TA: Yeah, it's nice that they can solve an arbitrary labyrinth of your own design, and they'll pick the best possible path, generally. There are some exceptions, like mining where they can mine from multiple sides, and don't try them all.
I still think this is solvable by running the A* with the designated to-be-dug tile made a "pathable-to" tile (within the scope of this particular path-searching attempt only, obviously), and the destination, rather than (as I understand it) accepting its status as a barrier when looking to see which cell one (choosing the first of N,S,W,E,NW,NE,SW,SE, in that order?) can ultimately accesible to dig from and then running A* with that as the destination, even if it means circumnavigating the mountain to approach from the north rather than staying in the same place and digging out from the SE.
As an addition to the discussion, the assignment of a more logical sequence (or resequencing/reassignment, on-the-fly) of digging/channelling/ramping jobs is a different issue, so I won't mention it, but it is related to what I think is the clincher in the pure domain of pathing: i.e. not taking account of currently active (e.g. digger being on the way) channelling, other barrier-building activities or floodgate/bridge operation along the path of a routing actor, or responding in a reasonable manner when said change occurs.
The impression of omniscience falls down a bit when a pathing dwarf (or creature of some other kind[1]) who has happily worked out a route from where they are to a previously unknown area located in a part of the map they have never been before, gets almost all the way there and then finds the way blocked by a change in map dynamics that occured almost immediately after it set off, and then heads back almost all the way to the original starting location to take the alternate route that left unblocked (at the risk of having to repeat if that is blocked off, and not immediately retrying the original route if re-opened just as they turn back). I have no problems with the omniscience (it is less processor intensive than working out the background data to an "Artificial Ignorance" pathing algorithm that requires per-actor knowledge to be gained before each can successfully traverse the most efficient path) but at the risk of needing the reloading of connectivity zones perhaps initiate a "recalculate route" event whenever gaps/barriers are opened/closed.
Perhaps stagger the recalculations task for each actor, after a short semi-random delay, after each path-change event that restricts travel. With similar but slightly less recalculation events for potential route openings (shorter routes being missed having less repurcussions than original routes needing to be diverted). This way it does not all occur on the same tick and (like the generation of an incoming caravan or newborn child entity causes a noticable pause in the game, for me, while it calculates all the new data) but buries itself in the background a little and facilitates a more natural reaction than everyone suddenly reversing direction like some kind of dwarven Village Of The Damned reacting to a world change...

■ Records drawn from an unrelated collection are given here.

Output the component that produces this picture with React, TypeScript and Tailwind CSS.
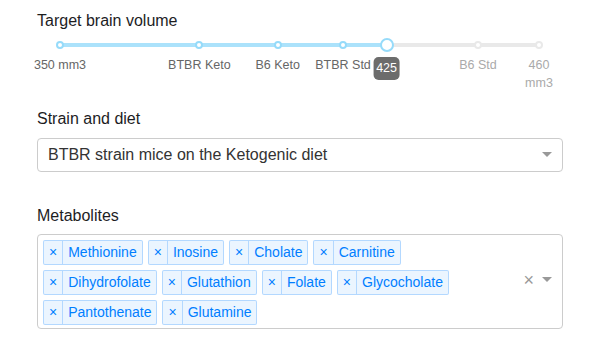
import React from 'react';

const MIN = 350;
const MAX = 460;
const VALUE = 425;

const marks = [
  { value: 350, label: '350 mm3' },
  { value: 382, label: 'BTBR Keto' },
  { value: 400, label: 'B6 Keto' },
  { value: 415, label: 'BTBR Std' },
  { value: 446, label: 'B6 Std' },
  { value: 460, label: '460 mm3' },
];

const metabolites = [
  'Methionine',
  'Inosine',
  'Cholate',
  'Carnitine',
  'Dihydrofolate',
  'Glutathion',
  'Folate',
  'Glycocholate',
  'Pantothenate',
  'Glutamine',
];

const pct = (v: number) => ((v - MIN) / (MAX - MIN)) * 100;

function Label({ children }: { children: React.ReactNode }) {
  return <div className="text-[16px] leading-[24px] text-[#1d1d1f]">{children}</div>;
}

function Arrow() {
  return (
    <span className="block h-0 w-0 border-x-[5px] border-t-[5px] border-b-[2.5px] border-x-transparent border-b-transparent border-t-[#999]" />
  );
}

function VolumeSlider() {
  return (
    <div className="relative ml-[23px] mr-[24px] h-[56px]">
      <div className="absolute left-0 right-0 top-[10px] h-[4px] rounded-full bg-[#e9e9e9]" />
      <div
        className="absolute left-0 top-[10px] h-[4px] rounded-full bg-[#abe2fb]"
        style={{ width: `${pct(VALUE)}%` }}
      />
      {marks.map((m) => {
        const active = m.value <= VALUE;
        return (
          <React.Fragment key={m.value}>
            <span
              className={`absolute top-[8px] -ml-[4px] h-[8px] w-[8px] rounded-full border-2 bg-white ${
                active ? 'border-[#96dbfa]' : 'border-[#e9e9e9]'
              }`}
              style={{ left: `${pct(m.value)}%` }}
            />
            <span
              className={`absolute top-[23px] -translate-x-1/2 text-center text-[12.5px] leading-[18px] ${
                m.value === MAX ? 'w-[34px]' : 'whitespace-nowrap'
              } ${active ? 'text-[#666]' : 'text-[#aaa]'}`}
              style={{ left: `${pct(m.value)}%` }}
            >
              {m.label}
            </span>
          </React.Fragment>
        );
      })}
      <span
        className="absolute top-[5px] -ml-[7px] h-[14px] w-[14px] rounded-full border-2 border-[#96dbfa] bg-white"
        style={{ left: `${pct(VALUE)}%` }}
      />
      <span
        className="absolute top-[24px] flex h-[23px] min-w-[26px] -translate-x-1/2 items-center justify-center rounded-[5px] bg-[#6c6c6c] px-[3px] text-[12.5px] text-white"
        style={{ left: `${pct(VALUE)}%` }}
      >
        {VALUE}
      </span>
    </div>
  );
}

function Tag({ label }: { label: string }) {
  return (
    <div className="ml-[5px] mt-[5px] flex h-[25px] items-stretch rounded-[2px] border border-[rgba(0,126,255,0.24)] bg-[rgba(0,126,255,0.08)] text-[14px] text-[#007eff]">
      <span className="flex items-center border-r border-[rgba(0,126,255,0.24)] px-[5px] pb-[1px]">×</span>
      <span className="flex items-center px-[5px]">{label}</span>
    </div>
  );
}

export default function App() {
  return (
    <div className="flex min-h-[338px] w-[600px] flex-col bg-white px-[37px] pt-[9px] font-['Liberation_Sans',Arial,sans-serif]">
      <Label>Target brain volume</Label>
      <VolumeSlider />

      <div className="mt-[18px]">
        <Label>Strain and diet</Label>
      </div>
      <div className="mt-[7px] flex h-[34px] items-center rounded-[4px] border border-[#ccc] bg-white pl-[10px] pr-[10px]">
        <span className="flex-1 text-[16px] text-[#333]">BTBR strain mice on the Ketogenic diet</span>
        <Arrow />
      </div>

      <div className="mt-[32px]">
        <Label>Metabolites</Label>
      </div>
      <div className="mt-[6px] flex items-center rounded-[4px] border border-[#ccc] bg-white pb-[3px]">
        <div className="flex w-[476px] flex-wrap">
          {metabolites.map((m) => (
            <Tag key={m} label={m} />
          ))}
        </div>
        <div className="ml-auto flex items-center pr-[10px]">
          <span className="mr-[8px] text-[18px] leading-none text-[#999]">×</span>
          <Arrow />
        </div>
      </div>
    </div>
  );
}
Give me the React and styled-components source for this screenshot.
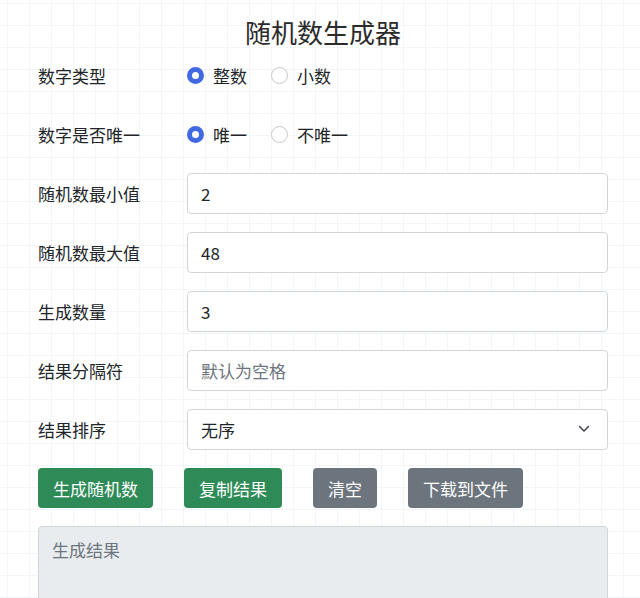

(On the other hand, these 'flaws' in the system do allow various Dwarf Computing dynamic setups to work.
[1] Actually, while my dwarfs tend to be stupid about this, I've had invaders start to enter a relatively short tunnel to the Depot, and then activated the drawbrige (tens of tiles away, definitely not yet reached by the hostile force) designed to force them to reassess and take another branch of tunnel once they hit this barrier. But instead of advancing and
then reassessing, they've immediately turned round, headed back outside and wandered around to the alternate external entrance that is (I freely admit) actually the shortest path given their insufficiently progressed, but would not be if they hadn't responded until meeting the new obstruction. I can only assuming that as an aimless rabble with a generic "search out targets" algorithm, that they reassess their path far more often than a dwarf who tends to attempt a single targetted task until it comes up against an obstacle or realises that the item has dissappeared (e.g. been channeled under). Not noting any appreciable hit in speed, I'm wondering how much extra power they are taking on, or whether it's mitigated by being a general search for "closest thing of interest" rather than "shortest path to specific target", and thus hits 'maximum depth' far sooner. Noting that I might be misconceiving some aspect of the scenario.